» Directive: Copy out all lines in the data below containing the string "components".

» Stored data:
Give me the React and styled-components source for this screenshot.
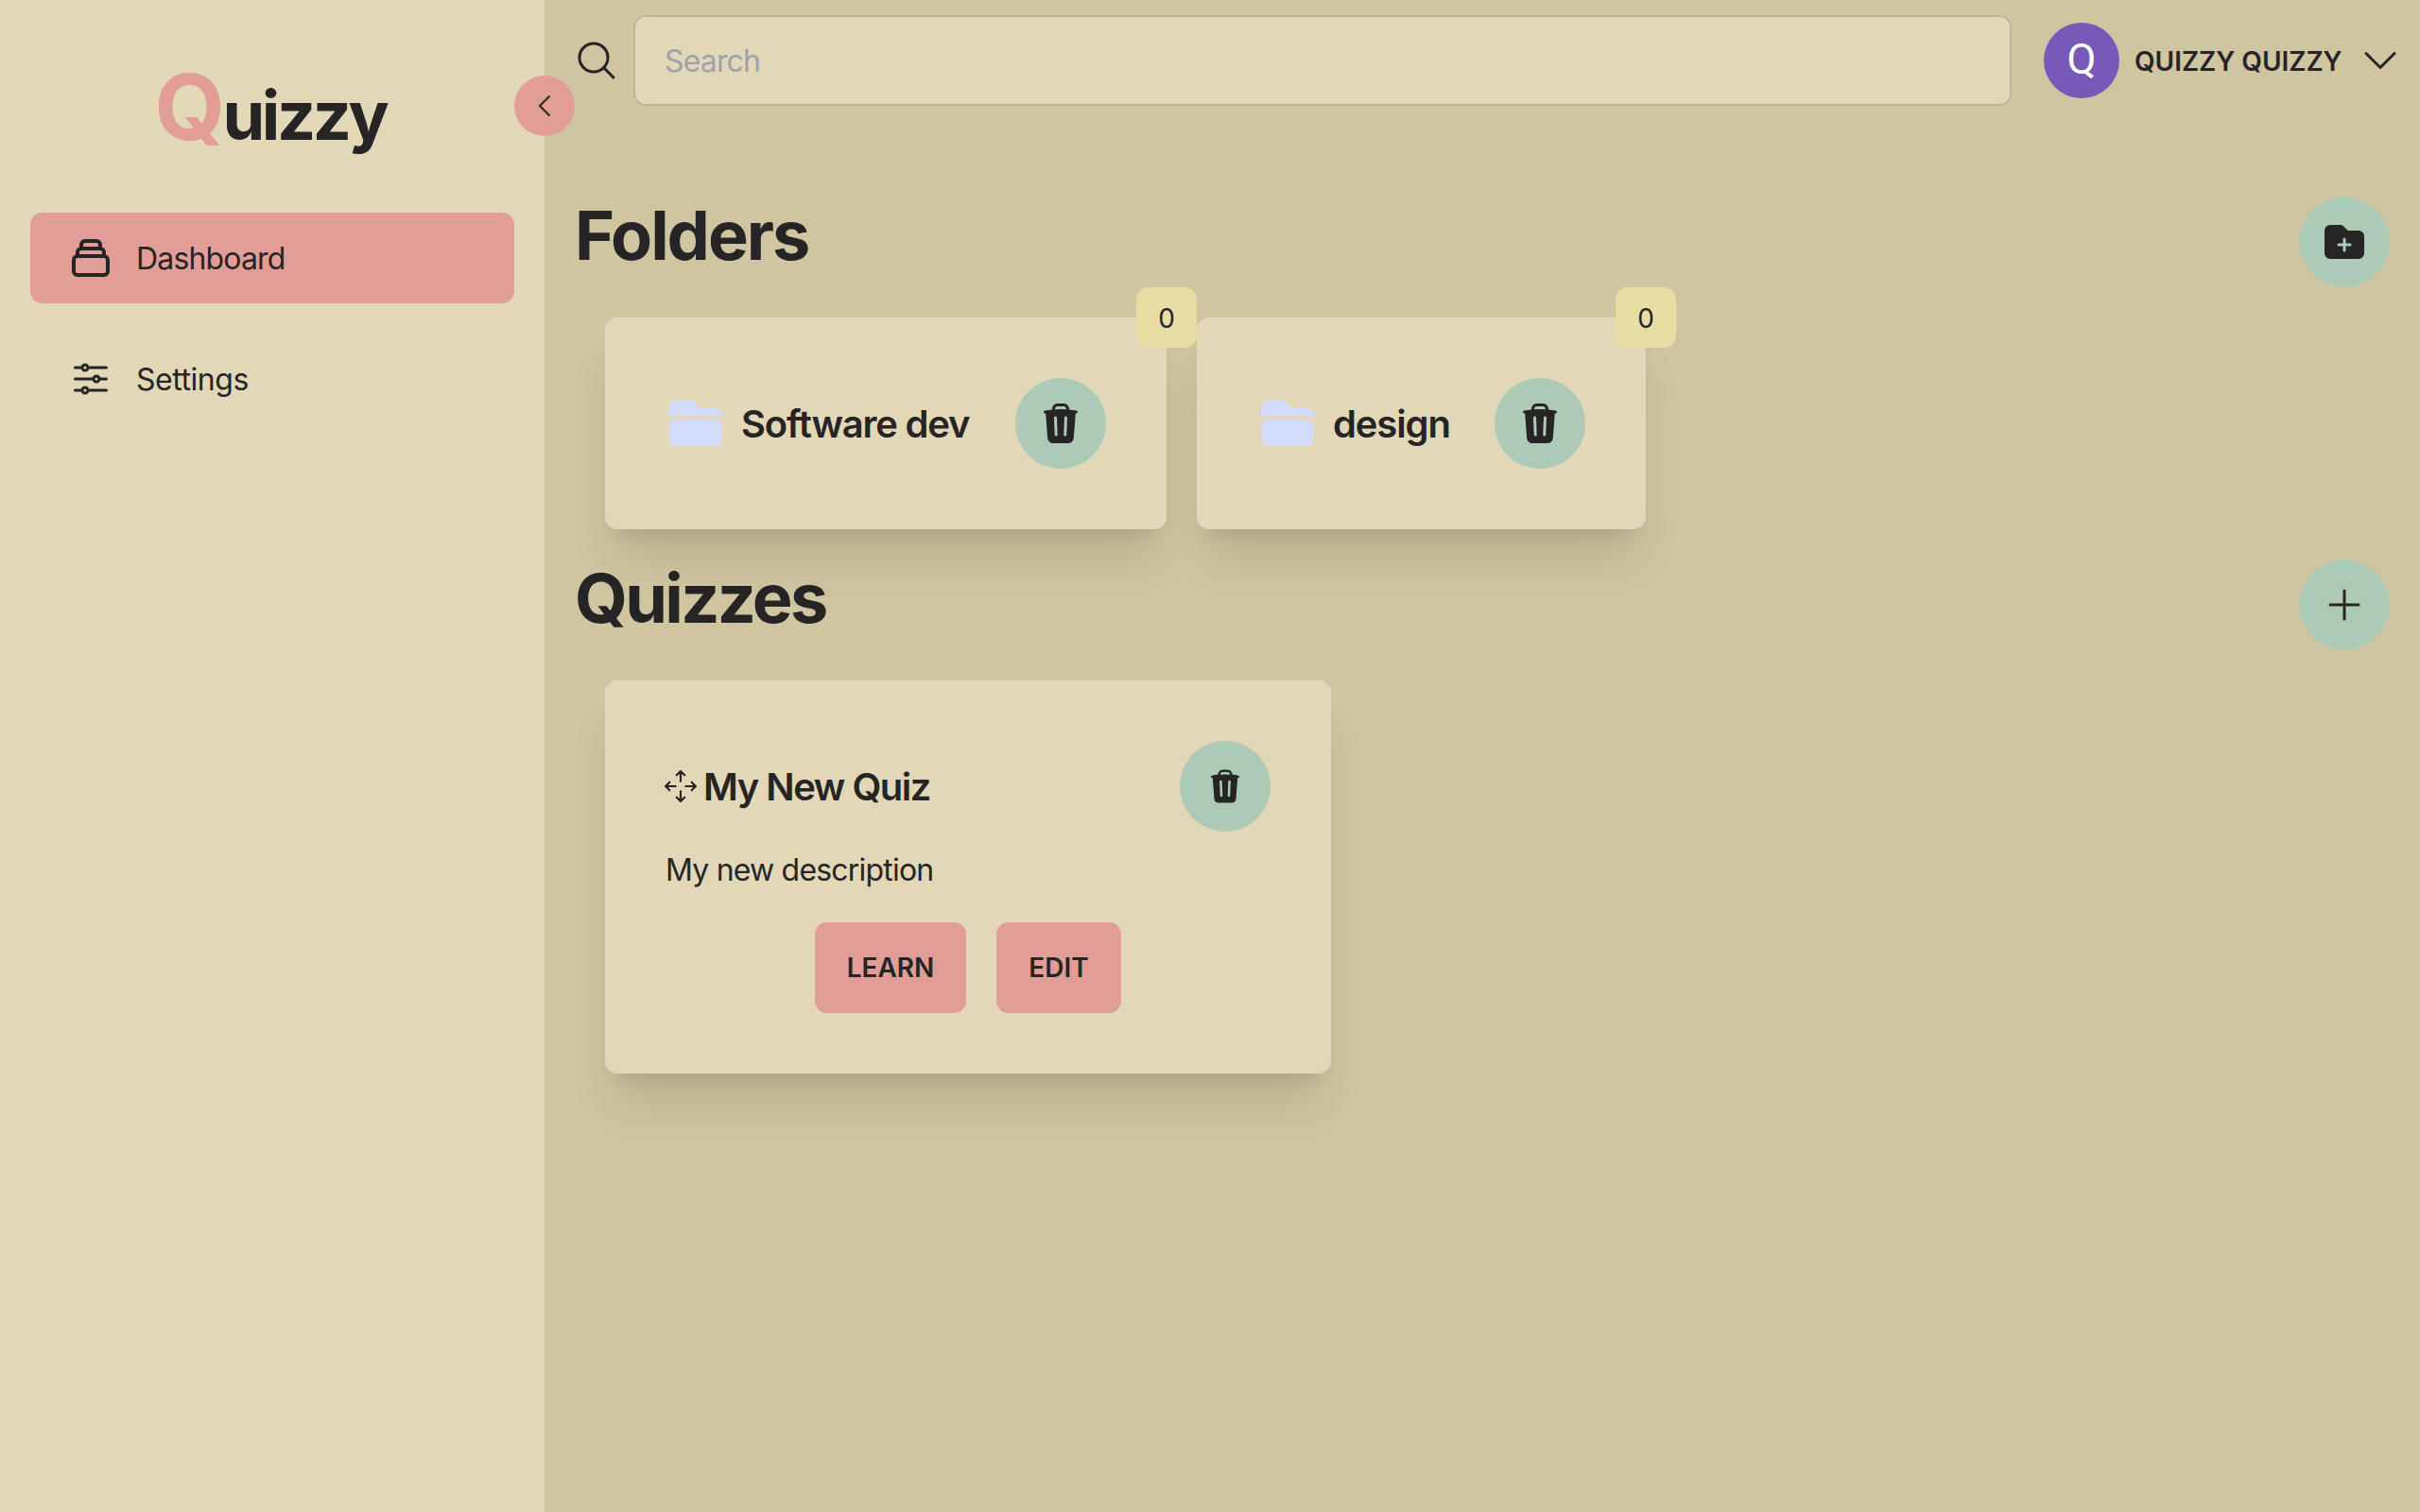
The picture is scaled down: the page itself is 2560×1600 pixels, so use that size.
import React from 'react';
import styled, { createGlobalStyle, ThemeProvider } from 'styled-components';
import {
  HiFolder,
  HiFolderPlus,
  HiOutlineAdjustmentsHorizontal,
  HiOutlineChevronDown,
  HiOutlineChevronLeft,
  HiOutlineMagnifyingGlass,
  HiOutlinePlus,
  HiTrash,
} from 'react-icons/hi2';
import { HiOutlineCollection } from 'react-icons/hi';
import { BsArrowsMove } from 'react-icons/bs';

const theme = {
  base: '#e2d8b7',
  backdrop: '#cfc5a1',
  primary: '#e29e96',
  secondary: '#adcab7',
  accent: '#e8dda2',
  ink: '#272425',
  border: '#bfb49a',
  placeholder: '#9ca3af',
  avatar: '#7858b8',
  folder: '#d2dcfa',
  radius: '12.8px',
};

const GlobalStyle = createGlobalStyle`
  *, *::before, *::after { box-sizing: border-box; }
  body {
    margin: 0;
    background: ${theme.backdrop};
    color: ${theme.ink};
    font-family: Inter, "Liberation Sans", sans-serif;
    font-size: 32px;
    line-height: 48px;
  }
  h1, h2, h3, p { margin: 0; }
  button, input { font: inherit; color: inherit; }
  svg { display: block; flex: none; }
`;

const Layout = styled.div`
  display: flex;
  min-height: 100vh;
`;

const Sidebar = styled.aside`
  position: relative;
  z-index: 1;
  flex: none;
  width: 576px;
  padding: 65px 32px 32px;
  background: ${({ theme }) => theme.base};
`;

const Logo = styled.h1`
  display: flex;
  justify-content: center;
  align-items: baseline;
  height: 160px;
  padding-right: 4px;
  font-size: 72px;
  font-weight: 700;
  line-height: 96px;
  letter-spacing: -3.4px;
`;

const LogoInitial = styled.span`
  color: ${({ theme }) => theme.primary};
  font-size: 96px;
  line-height: 97px;
  letter-spacing: -2.6px;
`;

const CollapseButton = styled.button`
  position: absolute;
  top: 80px;
  right: -32px;
  display: grid;
  place-items: center;
  width: 64px;
  height: 64px;
  padding: 0;
  border: 0;
  border-radius: 50%;
  background: ${({ theme }) => theme.primary};
`;

const Nav = styled.nav`
  display: flex;
  flex-direction: column;
  gap: 32px;
`;

const NavItem = styled.a`
  display: flex;
  align-items: center;
  gap: 24px;
  height: 96px;
  padding: 0 40px;
  border-radius: ${({ theme }) => theme.radius};
  background: ${({ $active, theme }) => ($active ? theme.primary : 'transparent')};
`;

const NavLabel = styled.span`
  padding-top: 2px;
  letter-spacing: ${({ $tracking }) => $tracking}px;
`;

const Main = styled.main`
  flex: 1;
  min-width: 0;
`;

const Header = styled.header`
  display: flex;
  align-items: center;
  height: 128px;
  padding: 0 18px 0 31px;
`;

const SearchInput = styled.input`
  flex: 1;
  height: 96px;
  margin: 0 34px 0 15px;
  padding: 1px 32px 0 31px;
  border: 2px solid ${({ theme }) => theme.border};
  border-radius: ${({ theme }) => theme.radius};
  background: ${({ theme }) => theme.base};
  letter-spacing: -0.85px;
  outline: none;

  &::placeholder {
    color: ${({ theme }) => theme.placeholder};
    opacity: 1;
  }
`;

const Avatar = styled.div`
  display: grid;
  place-items: center;
  width: 80px;
  height: 80px;
  padding-bottom: 3px;
  border-radius: 50%;
  background: ${({ theme }) => theme.avatar};
  color: #fff;
  font-family: Roboto, sans-serif;
  font-size: 45px;
  line-height: 76px;
`;

const UserName = styled.span`
  width: 220px;
  margin: 0 16px;
  padding-top: 2px;
  font-size: 28px;
  font-weight: 600;
  letter-spacing: -0.04px;
  white-space: nowrap;
`;

const Content = styled.div`
  padding: 80px 32px 0;
`;

const SectionHeader = styled.div`
  display: flex;
  justify-content: space-between;
  align-items: flex-start;
  height: 96px;
`;

const SectionTitle = styled.h2`
  font-size: 72px;
  font-weight: 700;
  line-height: 82px;
  letter-spacing: ${({ $tracking }) => $tracking}px;
`;

const CircleButton = styled.button`
  display: grid;
  place-items: center;
  flex: none;
  width: 96px;
  height: 96px;
  padding: 0;
  border: 0;
  border-radius: 50%;
  background: ${({ theme }) => theme.secondary};
`;

const CardRow = styled.div`
  display: flex;
  align-items: flex-start;
  gap: 32px;
  padding: 32px;
`;

const Card = styled.article`
  position: relative;
  width: ${({ $width }) => $width}px;
  padding: 64px;
  border-radius: ${({ theme }) => theme.radius};
  background: ${({ theme }) => theme.base};
  box-shadow: 0 40px 50px -10px rgb(0 0 0 / 0.1), 0 16px 20px -12px rgb(0 0 0 / 0.1);
`;

const CardHeader = styled.div`
  display: flex;
  align-items: center;
  height: 96px;
`;

const CardTitle = styled.h3`
  flex: 1;
  margin-left: ${({ $offset }) => $offset}px;
  padding-top: 2px;
  font-size: 40px;
  font-weight: 600;
  letter-spacing: ${({ $tracking }) => $tracking}px;
  white-space: nowrap;
`;

const CountBadge = styled.span`
  position: absolute;
  top: -32px;
  right: -32px;
  z-index: 1;
  display: grid;
  place-items: center;
  width: 64px;
  height: 64px;
  padding-top: 2px;
  border-radius: ${({ theme }) => theme.radius};
  background: ${({ theme }) => theme.accent};
  font-size: 28px;
`;

const FolderIcon = styled(HiFolder)`
  color: ${({ theme }) => theme.folder};
`;

const MoveIcon = styled(BsArrowsMove)`
  width: 34px;
  height: 34px;
  margin: 0 -1px;
`;

const Description = styled.p`
  margin-top: 17px;
  letter-spacing: -0.8px;
`;

const CardActions = styled.div`
  display: flex;
  justify-content: center;
  gap: 32px;
  margin-top: 31px;
`;

const ActionButton = styled.button`
  width: ${({ $width }) => $width}px;
  height: 96px;
  padding: 0;
  border: 0;
  border-radius: ${({ theme }) => theme.radius};
  background: ${({ theme }) => theme.primary};
  font-size: 28px;
  font-weight: 600;
`;

const folders = [
  { name: 'Software dev', count: 0, width: 594, tracking: -1.21 },
  { name: 'design', count: 0, width: 475, tracking: -1.12 },
];

export default function App() {
  return (
    <ThemeProvider theme={theme}>
      <GlobalStyle />
      <Layout>
        <Sidebar>
          <Logo>
            <LogoInitial>Q</LogoInitial>
            <span>uizzy</span>
          </Logo>
          <CollapseButton aria-label="Collapse sidebar">
            <HiOutlineChevronLeft size={32} />
          </CollapseButton>
          <Nav>
            <NavItem $active>
              <HiOutlineCollection size={48} />
              <NavLabel $tracking={-0.84}>Dashboard</NavLabel>
            </NavItem>
            <NavItem>
              <HiOutlineAdjustmentsHorizontal size={48} />
              <NavLabel $tracking={-0.45}>Settings</NavLabel>
            </NavItem>
          </Nav>
        </Sidebar>
        <Main>
          <Header>
            <HiOutlineMagnifyingGlass size={48} />
            <SearchInput placeholder="Search" />
            <Avatar>Q</Avatar>
            <UserName>QUIZZY QUIZZY</UserName>
            <HiOutlineChevronDown size={48} />
          </Header>
          <Content>
            <SectionHeader>
              <SectionTitle $tracking={-2.08}>Folders</SectionTitle>
              <CircleButton aria-label="Add folder">
                <HiFolderPlus size={48} />
              </CircleButton>
            </SectionHeader>
            <CardRow>
              {folders.map((folder) => (
                <Card key={folder.name} $width={folder.width}>
                  <CardHeader>
                    <FolderIcon size={64} />
                    <CardTitle $offset={16} $tracking={folder.tracking}>
                      {folder.name}
                    </CardTitle>
                    <CircleButton aria-label="Delete folder">
                      <HiTrash size={48} />
                    </CircleButton>
                  </CardHeader>
                  <CountBadge>{folder.count}</CountBadge>
                </Card>
              ))}
            </CardRow>
            <SectionHeader>
              <SectionTitle $tracking={-2.7}>Quizzes</SectionTitle>
              <CircleButton aria-label="Add quiz">
                <HiOutlinePlus size={48} />
              </CircleButton>
            </SectionHeader>
            <CardRow>
              <Card $width={768}>
                <CardHeader>
                  <MoveIcon />
                  <CardTitle $offset={8} $tracking={-1.5}>
                    My New Quiz
                  </CardTitle>
                  <CircleButton aria-label="Delete quiz">
                    <HiTrash size={40} />
                  </CircleButton>
                </CardHeader>
                <Description>My new description</Description>
                <CardActions>
                  <ActionButton $width={160}>LEARN</ActionButton>
                  <ActionButton $width={132}>EDIT</ActionButton>
                </CardActions>
              </Card>
            </CardRow>
          </Content>
        </Main>
      </Layout>
    </ThemeProvider>
  );
}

» Completed task:
Give me the React and styled-components source for this screenshot.
import styled, { createGlobalStyle, ThemeProvider } from 'styled-components';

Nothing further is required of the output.